Should I add a search bar to my website navigation?

Add a search bar if your site has more than 50 pages or if you run an e-commerce store. For most small business websites with ten to thirty pages, a search bar is unnecessary and adds visual clutter. The exception is resource-heavy sites with a blog, documentation, or product catalog where visitors might know exactly what they want. Place the search bar in the top right corner of the navigation, using a magnifying glass icon that expands on click rather than a full search field that takes up space permanently.

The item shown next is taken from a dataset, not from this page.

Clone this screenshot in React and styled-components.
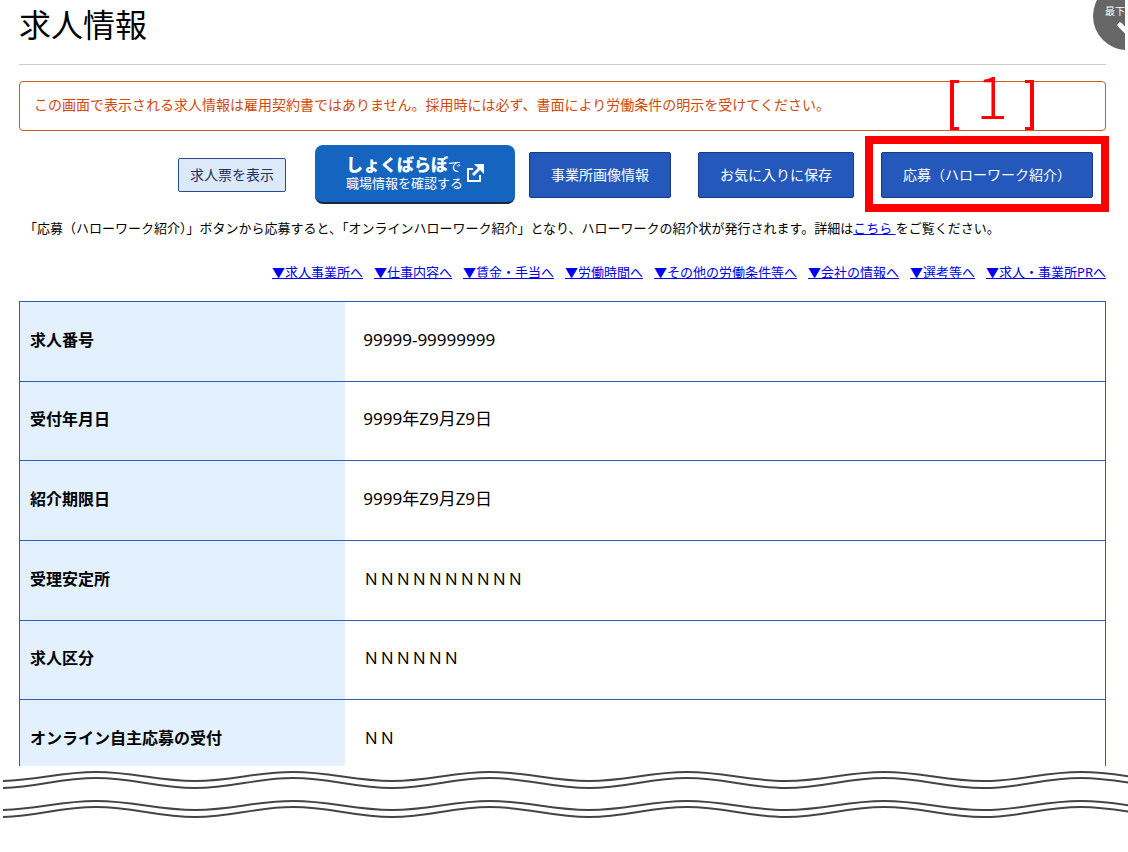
import React from 'react'
import styled, { createGlobalStyle } from 'styled-components';

const links = [
  '▼求人事業所へ',
  '▼仕事内容へ',
  '▼賃金・手当へ',
  '▼労働時間へ',
  '▼その他の労働条件等へ',
  '▼会社の情報へ',
  '▼選考等へ',
  '▼求人・事業所PRへ',
];

const rows = [
  { label: '求人番号', value: '99999-99999999', half: true },
  { label: '受付年月日', value: '9999年Z9月Z9日', half: true },
  { label: '紹介期限日', value: '9999年Z9月Z9日', half: true },
  { label: '受理安定所', value: 'ＮＮＮＮＮＮＮＮＮＮ' },
  { label: '求人区分', value: 'ＮＮＮＮＮＮ' },
  { label: 'オンライン自主応募の受付', value: 'ＮＮ' },
];

// one torn-edge line, crests and troughs alternate along it
const wave = (top, bottom) => {
  let d = `M -5 ${bottom}`;
  for (let i = 0; i < 16; i++) {
    const x = -5 + i * 197;
    d += ` C ${x + 38} ${bottom} ${x + 60} ${top} ${x + 98} ${top}`;
    d += ` S ${x + 159} ${bottom} ${x + 197} ${bottom}`;
  }
  return d;
};

const App = () => {
  return (
    <>
      <GlobalStyle />
      <Page>
        <Header>
          <h1>求人情報</h1>
        </Header>
        <ToBottom>
          <ToBottomLink href="#bottom">
            最下
            <svg width="18" height="14" viewBox="0 0 18 14" aria-hidden="true">
              <path d="M3 3 L10 10 L17 3" fill="none" stroke="#fff" strokeWidth="5" strokeLinecap="round" />
            </svg>
          </ToBottomLink>
        </ToBottom>
        <Notice>この画面で表示される求人情報は雇用契約書ではありません。採用時には必ず、書面により労働条件の明示を受けてください。</Notice>
        <Toolbar>
          <LightButton type="button">求人票を表示</LightButton>
          <LaboButton type="button">
            <LaboText>
              <span><strong>しょくばらぼ</strong>で</span>
              <span>職場情報を確認する</span>
            </LaboText>
            <svg width="18" height="18" viewBox="0 0 18 18" fill="none" stroke="#fff" strokeWidth="2" aria-hidden="true">
              <path d="M7 5 H2 V17 H14 V11" />
              <path d="M7 11 L14 4" strokeWidth="3" />
              <path d="M8 0 H18 V10 Z" fill="#fff" stroke="none" />
            </svg>
          </LaboButton>
          <Actions>
            <BlueButton type="button">事業所画像情報</BlueButton>
            <BlueButton type="button">お気に入りに保存</BlueButton>
            <Marked>
              <BlueButton type="button">応募（ハローワーク紹介）</BlueButton>
              <MarkFrame />
              <MarkNumber><span>1</span></MarkNumber>
            </Marked>
          </Actions>
        </Toolbar>
        <Description>
          「応募（ハローワーク紹介）」ボタンから応募すると、「オンラインハローワーク紹介」となり、ハローワークの紹介状が発行されます。詳細は<a href="#detail">こちら </a>をご覧ください。
        </Description>
        <Anchors>
          {links.map((text) => (
            <a href="#section" key={text}>{text}</a>
          ))}
        </Anchors>
        <TableClip>
          <Table>
            <tbody>
              {rows.map((row) => (
                <tr key={row.label}>
                  <Label scope="row">{row.label}</Label>
                  <Value $half={row.half}>{row.value}</Value>
                </tr>
              ))}
            </tbody>
          </Table>
        </TableClip>
      </Page>
      <Torn id="bottom" aria-hidden="true">
        <path d={wave(6, 15)} />
        <path d={wave(12, 22)} />
        <path d={wave(35, 44)} />
        <path d={wave(41, 51)} />
      </Torn>
    </>
  )
};

const GlobalStyle = createGlobalStyle`
  *, *::before, *::after {
    box-sizing: border-box;
  }
  body {
    margin: 0;
    background: white;
    color: black;
    font-family: "Noto Sans", "Noto Sans CJK JP", sans-serif;
  }
  button {
    font-family: inherit;
  }
  a {
    color: #0000ee;
  }
`;

const Page = styled.main`
  position: relative;
  padding: 0 22px 0 19px;
`;

const Header = styled.header`
  height: 65px;
  border-bottom: 1px solid #ccc;
  h1 {
    margin: 0;
    font-size: 32px;
    font-weight: 400;
    line-height: 50px;
  }
`;

const ToBottom = styled.div`
  position: absolute;
  top: 0;
  right: 3px;
  width: 32px;
  height: 50px;
  overflow: hidden;
`;

const ToBottomLink = styled.a`
  display: flex;
  flex-direction: column;
  gap: 4px;
  width: 68px;
  height: 68px;
  margin-top: -18px;
  padding: 22px 0 0 12px;
  border-radius: 50%;
  background: #666;
  color: white;
  font-size: 10px;
  line-height: 14px;
  text-decoration: none;
  svg {
    margin-left: 12px;
  }
`;

const Notice = styled.p`
  margin: 16px 0 0;
  padding: 11px 14px 13px;
  border: 1px solid #d4581c;
  border-radius: 4px;
  color: #d1490b;
  font-size: 14px;
  line-height: 24px;
`;

const Toolbar = styled.div`
  display: flex;
  justify-content: flex-end;
  align-items: center;
  margin-top: 14px;
  padding-right: 13px;
`;

const LightButton = styled.button`
  height: 34px;
  margin-right: 29px;
  padding: 0 11px 2px;
  border: 1px solid #2a4a8c;
  border-radius: 2px;
  background: #dbe9f9;
  color: #1c2f5c;
  font-size: 14px;
`;

const LaboButton = styled.button`
  display: flex;
  justify-content: center;
  align-items: center;
  gap: 3px;
  width: 200px;
  height: 59px;
  margin-right: 14px;
  padding: 0 0 2px;
  border: 0;
  border-bottom: 2px solid #1b2638;
  border-radius: 8px;
  background: #1565c0;
  color: white;
`;

const LaboText = styled.span`
  display: flex;
  flex-direction: column;
  font-size: 13px;
  line-height: 16px;
  text-align: left;
  strong {
    font-size: 17px;
    font-weight: 900;
    line-height: 20px;
  }
`;

const Actions = styled.div`
  display: flex;
  gap: 27px;
`;

const BlueButton = styled.button`
  height: 46px;
  padding: 0 21px 2px;
  border: 1px solid #153b85;
  border-radius: 2px;
  background: #2458bb;
  color: white;
  font-size: 14px;
`;

const Marked = styled.div`
  position: relative;
`;

const MarkFrame = styled.div`
  position: absolute;
  inset: -16px -16px -14px;
  border: 8px solid #ff0000;
  pointer-events: none;
`;

const MarkNumber = styled.div`
  position: absolute;
  left: 69px;
  bottom: 68px;
  display: flex;
  justify-content: center;
  align-items: center;
  width: 84px;
  height: 50px;
  color: #ff0000;
  font-family: "Noto Sans CJK JP", sans-serif;
  font-size: 60px;
  font-weight: 300;
  line-height: 50px;
  pointer-events: none;
  &::before, &::after {
    content: '';
    width: 9px;
    height: 50px;
    border: 3px solid #ff0000;
  }
  &::before {
    border-left-width: 4px;
    border-right: 0;
  }
  &::after {
    border-right-width: 4px;
    border-left: 0;
  }
  span {
    flex: 1;
    padding-bottom: 24px;
    text-align: center;
  }
`;

const Description = styled.p`
  margin: 12px 0 0;
  padding-left: 5px;
  font-size: 13px;
  line-height: 24px;
`;

const Anchors = styled.nav`
  display: flex;
  flex-wrap: wrap;
  justify-content: flex-end;
  gap: 0 11px;
  margin-top: 20px;
  font-size: 13px;
  line-height: 24px;
`;

const TableClip = styled.div`
  height: 465px;
  margin-top: 17px;
  overflow: hidden;
`;

const Table = styled.table`
  width: 100%;
  height: 479px;
  border: 1px solid #2a5cbc;
  border-collapse: collapse;
  line-height: 24px;
  tr {
    border-bottom: 1px solid #2a5cbc;
  }
`;

const Label = styled.th`
  width: 30%;
  padding: 0 10px 3px;
  background: #e3f1ff;
  font-size: 16px;
  font-weight: 700;
  text-align: left;
`;

const Value = styled.td`
  padding: 0 18px 3px;
  font-size: ${(props) => (props.$half ? '17px' : '16px')};
`;

const Torn = styled.svg`
  display: block;
  width: calc(100% - 3px);
  height: 60px;
  margin-left: 3px;
  overflow: hidden;
  path {
    fill: none;
    stroke: #444;
    stroke-width: 2px;
  }
`;

export default App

Build Navigation That Works for Visitors and Search Engines

Your website navigation is the framework that makes every other page on your site accessible, discoverable, and useful. When navigation works well, visitors find what they need, search engines index your pages efficiently, and conversion rates improve -- all without changing a single word of your marketing copy.

Start with the audit checklist in this guide. Count your menu items, test on mobile, check your breadcrumbs, and look for a visible CTA in the header. The fixes are typically straightforward -- simpler menus, clearer labels, better mobile tap targets -- but the impact on bounce rate, engagement, and leads is immediate and measurable.